--- BEGIN ---

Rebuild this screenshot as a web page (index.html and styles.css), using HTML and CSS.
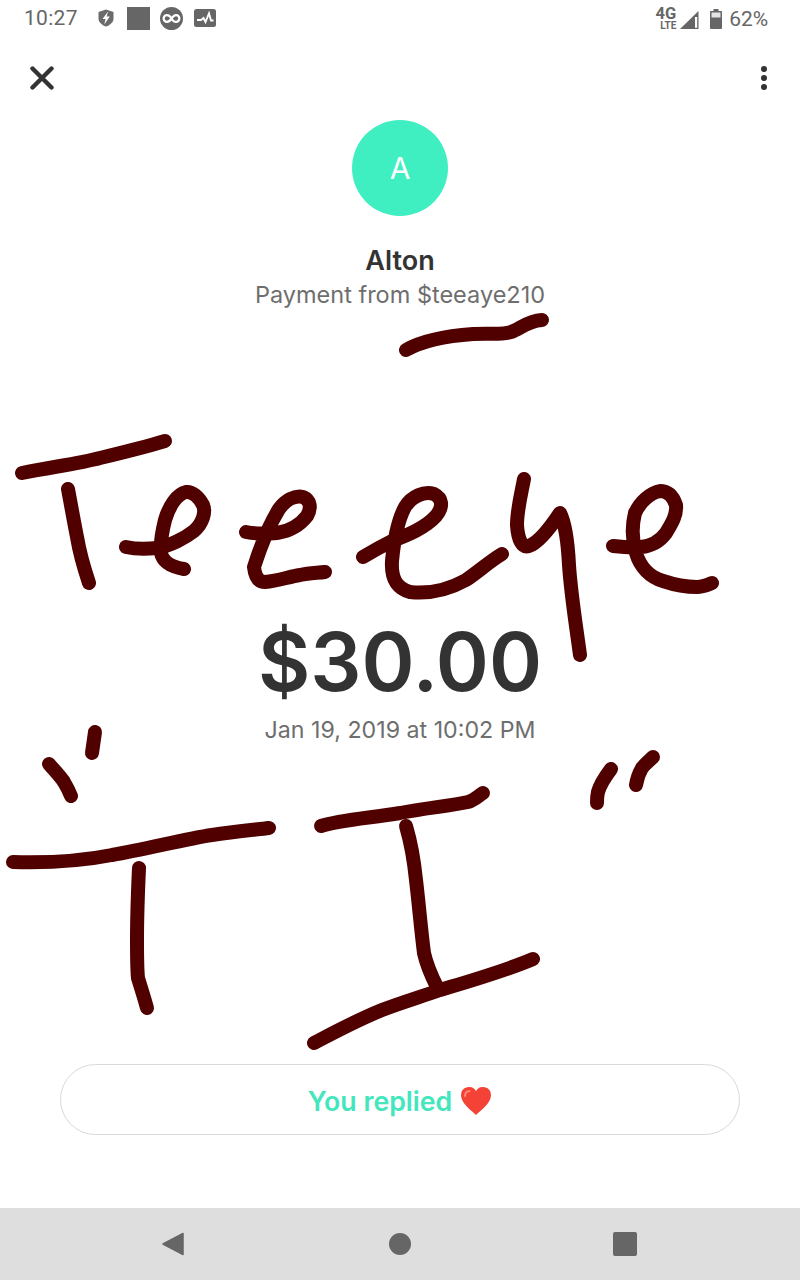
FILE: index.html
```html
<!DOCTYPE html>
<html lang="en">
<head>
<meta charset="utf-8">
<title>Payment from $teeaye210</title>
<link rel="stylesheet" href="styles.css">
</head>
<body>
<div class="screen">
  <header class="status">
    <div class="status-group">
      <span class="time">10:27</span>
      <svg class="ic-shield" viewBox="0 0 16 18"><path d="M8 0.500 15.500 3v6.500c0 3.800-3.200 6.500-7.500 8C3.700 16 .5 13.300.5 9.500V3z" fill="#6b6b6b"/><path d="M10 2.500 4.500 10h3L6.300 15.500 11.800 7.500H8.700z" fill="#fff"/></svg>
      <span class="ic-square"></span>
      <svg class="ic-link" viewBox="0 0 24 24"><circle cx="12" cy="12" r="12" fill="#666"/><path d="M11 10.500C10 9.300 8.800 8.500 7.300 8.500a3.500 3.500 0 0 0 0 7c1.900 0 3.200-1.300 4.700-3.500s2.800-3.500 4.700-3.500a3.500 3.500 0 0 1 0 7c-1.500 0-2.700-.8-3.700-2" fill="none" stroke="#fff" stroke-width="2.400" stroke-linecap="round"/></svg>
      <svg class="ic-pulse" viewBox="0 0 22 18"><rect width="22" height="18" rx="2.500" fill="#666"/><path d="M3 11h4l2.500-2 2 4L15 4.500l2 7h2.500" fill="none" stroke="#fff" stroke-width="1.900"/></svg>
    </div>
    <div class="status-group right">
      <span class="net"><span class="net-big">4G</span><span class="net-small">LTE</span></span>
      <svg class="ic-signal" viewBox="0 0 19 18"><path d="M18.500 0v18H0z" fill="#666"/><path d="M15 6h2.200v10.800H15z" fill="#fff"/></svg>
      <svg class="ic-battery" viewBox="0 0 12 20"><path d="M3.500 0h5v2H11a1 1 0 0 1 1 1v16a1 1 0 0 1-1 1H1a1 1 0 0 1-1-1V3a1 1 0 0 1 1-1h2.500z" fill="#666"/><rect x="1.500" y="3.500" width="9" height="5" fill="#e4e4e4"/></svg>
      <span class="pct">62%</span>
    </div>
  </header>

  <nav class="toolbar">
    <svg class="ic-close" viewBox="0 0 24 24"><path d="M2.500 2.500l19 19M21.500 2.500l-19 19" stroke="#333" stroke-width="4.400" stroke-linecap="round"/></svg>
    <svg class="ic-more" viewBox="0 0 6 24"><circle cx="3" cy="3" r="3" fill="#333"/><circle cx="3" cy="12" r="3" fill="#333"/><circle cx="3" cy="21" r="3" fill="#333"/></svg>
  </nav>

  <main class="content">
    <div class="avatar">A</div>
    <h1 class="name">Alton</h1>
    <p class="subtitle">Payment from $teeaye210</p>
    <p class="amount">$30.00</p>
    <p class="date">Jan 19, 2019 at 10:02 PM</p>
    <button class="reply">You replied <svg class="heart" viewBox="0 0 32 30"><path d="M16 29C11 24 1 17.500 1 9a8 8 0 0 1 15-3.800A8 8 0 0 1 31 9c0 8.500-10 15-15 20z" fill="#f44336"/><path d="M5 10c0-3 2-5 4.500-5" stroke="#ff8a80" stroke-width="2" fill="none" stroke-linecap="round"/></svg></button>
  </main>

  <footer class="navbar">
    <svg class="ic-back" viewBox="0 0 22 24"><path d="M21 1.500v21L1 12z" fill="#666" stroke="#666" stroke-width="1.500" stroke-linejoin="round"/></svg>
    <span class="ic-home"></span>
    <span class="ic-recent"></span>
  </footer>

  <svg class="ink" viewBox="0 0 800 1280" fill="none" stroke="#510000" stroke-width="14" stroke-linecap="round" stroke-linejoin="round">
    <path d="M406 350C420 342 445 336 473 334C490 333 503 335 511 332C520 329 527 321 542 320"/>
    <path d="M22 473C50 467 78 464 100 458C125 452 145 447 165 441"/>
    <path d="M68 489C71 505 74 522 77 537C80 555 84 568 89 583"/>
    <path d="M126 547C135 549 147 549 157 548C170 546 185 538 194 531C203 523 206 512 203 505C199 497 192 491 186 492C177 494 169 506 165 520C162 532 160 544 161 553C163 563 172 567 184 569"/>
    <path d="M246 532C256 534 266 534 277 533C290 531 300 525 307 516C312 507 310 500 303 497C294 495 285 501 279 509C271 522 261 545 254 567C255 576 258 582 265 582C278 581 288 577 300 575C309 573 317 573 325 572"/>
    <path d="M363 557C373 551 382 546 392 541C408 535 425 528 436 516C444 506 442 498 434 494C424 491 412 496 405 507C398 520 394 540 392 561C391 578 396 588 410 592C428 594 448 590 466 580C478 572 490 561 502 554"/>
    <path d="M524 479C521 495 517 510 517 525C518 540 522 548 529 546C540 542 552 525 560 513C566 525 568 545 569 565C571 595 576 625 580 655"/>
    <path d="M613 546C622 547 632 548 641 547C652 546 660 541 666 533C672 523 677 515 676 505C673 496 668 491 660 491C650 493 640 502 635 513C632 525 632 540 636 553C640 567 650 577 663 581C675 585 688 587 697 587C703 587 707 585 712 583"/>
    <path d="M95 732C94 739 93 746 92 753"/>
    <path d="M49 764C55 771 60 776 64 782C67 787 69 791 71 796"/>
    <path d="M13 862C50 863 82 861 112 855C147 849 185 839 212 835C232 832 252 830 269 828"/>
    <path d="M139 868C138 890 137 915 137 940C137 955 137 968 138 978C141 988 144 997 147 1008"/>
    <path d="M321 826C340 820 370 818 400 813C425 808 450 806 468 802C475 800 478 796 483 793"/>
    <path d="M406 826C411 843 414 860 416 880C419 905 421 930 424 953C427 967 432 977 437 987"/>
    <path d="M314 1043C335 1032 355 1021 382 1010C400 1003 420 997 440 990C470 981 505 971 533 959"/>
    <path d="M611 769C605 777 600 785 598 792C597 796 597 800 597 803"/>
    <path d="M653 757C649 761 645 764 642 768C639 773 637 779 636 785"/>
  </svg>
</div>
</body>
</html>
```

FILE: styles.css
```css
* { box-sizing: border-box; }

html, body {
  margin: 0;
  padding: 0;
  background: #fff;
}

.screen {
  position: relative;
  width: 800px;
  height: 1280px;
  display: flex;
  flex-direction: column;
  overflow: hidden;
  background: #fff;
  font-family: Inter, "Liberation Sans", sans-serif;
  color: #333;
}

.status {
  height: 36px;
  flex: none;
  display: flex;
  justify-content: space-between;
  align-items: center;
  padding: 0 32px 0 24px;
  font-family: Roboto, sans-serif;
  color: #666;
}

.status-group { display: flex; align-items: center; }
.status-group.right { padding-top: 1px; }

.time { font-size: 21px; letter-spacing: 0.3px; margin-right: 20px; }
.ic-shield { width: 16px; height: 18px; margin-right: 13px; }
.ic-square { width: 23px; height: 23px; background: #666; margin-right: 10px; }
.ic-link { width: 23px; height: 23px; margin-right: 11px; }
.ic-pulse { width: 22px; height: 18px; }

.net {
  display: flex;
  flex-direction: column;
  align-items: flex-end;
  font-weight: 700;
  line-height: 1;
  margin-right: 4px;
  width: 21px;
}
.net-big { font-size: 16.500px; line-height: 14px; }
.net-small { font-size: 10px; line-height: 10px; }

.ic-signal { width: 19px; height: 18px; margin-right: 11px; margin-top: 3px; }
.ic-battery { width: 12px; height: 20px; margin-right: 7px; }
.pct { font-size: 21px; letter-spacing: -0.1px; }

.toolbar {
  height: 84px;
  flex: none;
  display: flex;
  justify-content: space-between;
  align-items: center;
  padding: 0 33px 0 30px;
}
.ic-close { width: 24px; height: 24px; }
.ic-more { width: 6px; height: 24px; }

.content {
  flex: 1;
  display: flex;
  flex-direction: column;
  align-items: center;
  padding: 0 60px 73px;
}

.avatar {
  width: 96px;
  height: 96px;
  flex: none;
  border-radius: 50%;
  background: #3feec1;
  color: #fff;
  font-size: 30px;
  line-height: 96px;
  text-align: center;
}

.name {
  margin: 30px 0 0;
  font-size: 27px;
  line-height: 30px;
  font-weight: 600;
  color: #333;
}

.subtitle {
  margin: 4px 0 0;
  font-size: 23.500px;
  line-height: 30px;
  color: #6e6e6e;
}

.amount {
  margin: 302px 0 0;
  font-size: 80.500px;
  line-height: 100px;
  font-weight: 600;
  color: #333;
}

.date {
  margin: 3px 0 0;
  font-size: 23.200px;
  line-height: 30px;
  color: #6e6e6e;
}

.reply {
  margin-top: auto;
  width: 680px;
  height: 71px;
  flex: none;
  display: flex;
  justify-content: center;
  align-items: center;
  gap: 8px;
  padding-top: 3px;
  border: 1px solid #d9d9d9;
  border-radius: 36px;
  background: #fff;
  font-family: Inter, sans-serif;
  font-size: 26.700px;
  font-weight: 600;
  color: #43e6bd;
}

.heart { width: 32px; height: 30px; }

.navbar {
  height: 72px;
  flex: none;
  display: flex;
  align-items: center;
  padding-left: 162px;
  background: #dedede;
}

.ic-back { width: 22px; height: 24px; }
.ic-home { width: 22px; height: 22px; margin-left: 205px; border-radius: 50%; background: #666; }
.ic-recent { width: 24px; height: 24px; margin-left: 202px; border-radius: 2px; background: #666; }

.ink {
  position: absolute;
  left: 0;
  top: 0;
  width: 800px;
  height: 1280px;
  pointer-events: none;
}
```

--- END ---
--- BEGIN ---

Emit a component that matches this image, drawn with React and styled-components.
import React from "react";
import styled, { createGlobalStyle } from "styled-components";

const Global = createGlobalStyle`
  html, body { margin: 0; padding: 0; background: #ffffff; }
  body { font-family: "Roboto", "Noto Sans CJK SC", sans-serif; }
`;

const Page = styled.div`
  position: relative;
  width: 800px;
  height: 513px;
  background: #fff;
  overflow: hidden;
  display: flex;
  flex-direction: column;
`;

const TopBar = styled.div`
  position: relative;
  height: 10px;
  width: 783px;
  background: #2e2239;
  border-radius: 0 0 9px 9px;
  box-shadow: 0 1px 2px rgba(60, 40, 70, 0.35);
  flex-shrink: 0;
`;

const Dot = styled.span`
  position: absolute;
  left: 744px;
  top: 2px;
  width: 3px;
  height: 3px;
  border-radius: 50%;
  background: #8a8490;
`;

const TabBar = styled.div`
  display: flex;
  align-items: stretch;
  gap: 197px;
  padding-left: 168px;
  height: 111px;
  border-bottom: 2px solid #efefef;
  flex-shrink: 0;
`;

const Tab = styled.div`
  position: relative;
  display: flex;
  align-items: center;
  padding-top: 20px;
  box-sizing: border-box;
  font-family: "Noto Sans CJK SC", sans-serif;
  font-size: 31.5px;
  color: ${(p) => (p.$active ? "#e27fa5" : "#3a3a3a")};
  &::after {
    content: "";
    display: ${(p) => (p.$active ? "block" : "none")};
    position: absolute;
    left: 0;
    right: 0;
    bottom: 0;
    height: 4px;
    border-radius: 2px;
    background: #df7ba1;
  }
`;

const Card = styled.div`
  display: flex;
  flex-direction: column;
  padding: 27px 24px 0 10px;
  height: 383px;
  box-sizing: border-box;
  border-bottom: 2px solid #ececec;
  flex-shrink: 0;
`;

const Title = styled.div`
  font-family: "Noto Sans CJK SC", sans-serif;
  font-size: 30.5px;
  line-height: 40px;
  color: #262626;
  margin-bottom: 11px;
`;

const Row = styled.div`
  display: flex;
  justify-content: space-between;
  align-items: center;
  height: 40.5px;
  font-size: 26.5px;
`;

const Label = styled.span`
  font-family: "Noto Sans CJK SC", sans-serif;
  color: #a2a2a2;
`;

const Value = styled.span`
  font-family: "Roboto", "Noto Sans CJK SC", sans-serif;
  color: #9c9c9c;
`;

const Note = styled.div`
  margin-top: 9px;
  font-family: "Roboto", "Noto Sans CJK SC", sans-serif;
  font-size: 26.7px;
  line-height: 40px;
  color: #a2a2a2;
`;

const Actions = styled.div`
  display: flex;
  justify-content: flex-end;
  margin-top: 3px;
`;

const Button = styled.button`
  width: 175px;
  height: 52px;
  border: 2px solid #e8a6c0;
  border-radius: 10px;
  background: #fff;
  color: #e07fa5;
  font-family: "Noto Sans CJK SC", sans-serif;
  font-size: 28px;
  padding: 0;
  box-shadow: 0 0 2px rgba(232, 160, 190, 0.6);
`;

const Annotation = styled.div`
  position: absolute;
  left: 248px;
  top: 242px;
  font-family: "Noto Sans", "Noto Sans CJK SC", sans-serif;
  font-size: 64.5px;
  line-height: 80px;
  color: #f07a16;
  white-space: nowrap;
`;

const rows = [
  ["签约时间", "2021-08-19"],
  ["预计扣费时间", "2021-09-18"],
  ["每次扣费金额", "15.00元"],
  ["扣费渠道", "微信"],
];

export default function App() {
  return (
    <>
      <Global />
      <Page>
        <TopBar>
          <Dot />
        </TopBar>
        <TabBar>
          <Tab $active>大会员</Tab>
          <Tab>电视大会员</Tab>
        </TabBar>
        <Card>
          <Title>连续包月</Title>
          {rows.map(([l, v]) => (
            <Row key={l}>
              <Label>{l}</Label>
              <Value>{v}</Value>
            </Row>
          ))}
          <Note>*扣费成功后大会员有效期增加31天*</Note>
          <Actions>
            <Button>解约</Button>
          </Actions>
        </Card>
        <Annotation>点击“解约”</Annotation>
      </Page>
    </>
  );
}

--- END ---
--- BEGIN ---

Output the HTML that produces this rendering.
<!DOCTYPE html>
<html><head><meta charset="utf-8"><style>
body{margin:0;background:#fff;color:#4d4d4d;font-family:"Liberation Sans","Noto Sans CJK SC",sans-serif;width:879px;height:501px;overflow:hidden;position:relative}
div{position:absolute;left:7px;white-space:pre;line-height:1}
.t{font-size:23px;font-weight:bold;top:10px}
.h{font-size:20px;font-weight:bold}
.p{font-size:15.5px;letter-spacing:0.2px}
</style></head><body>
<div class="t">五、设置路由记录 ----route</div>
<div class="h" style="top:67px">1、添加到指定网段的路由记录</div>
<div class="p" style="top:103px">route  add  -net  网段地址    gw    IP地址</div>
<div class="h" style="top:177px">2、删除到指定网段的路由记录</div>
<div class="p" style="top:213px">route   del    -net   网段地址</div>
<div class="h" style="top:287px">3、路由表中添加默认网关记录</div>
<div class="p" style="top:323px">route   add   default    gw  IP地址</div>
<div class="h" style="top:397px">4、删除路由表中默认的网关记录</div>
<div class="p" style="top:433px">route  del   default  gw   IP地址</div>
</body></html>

--- END ---

Using the listing above, pull out all lines that hold the word "React".

Emit a component that matches this image, drawn with React and styled-components.
import React from "react";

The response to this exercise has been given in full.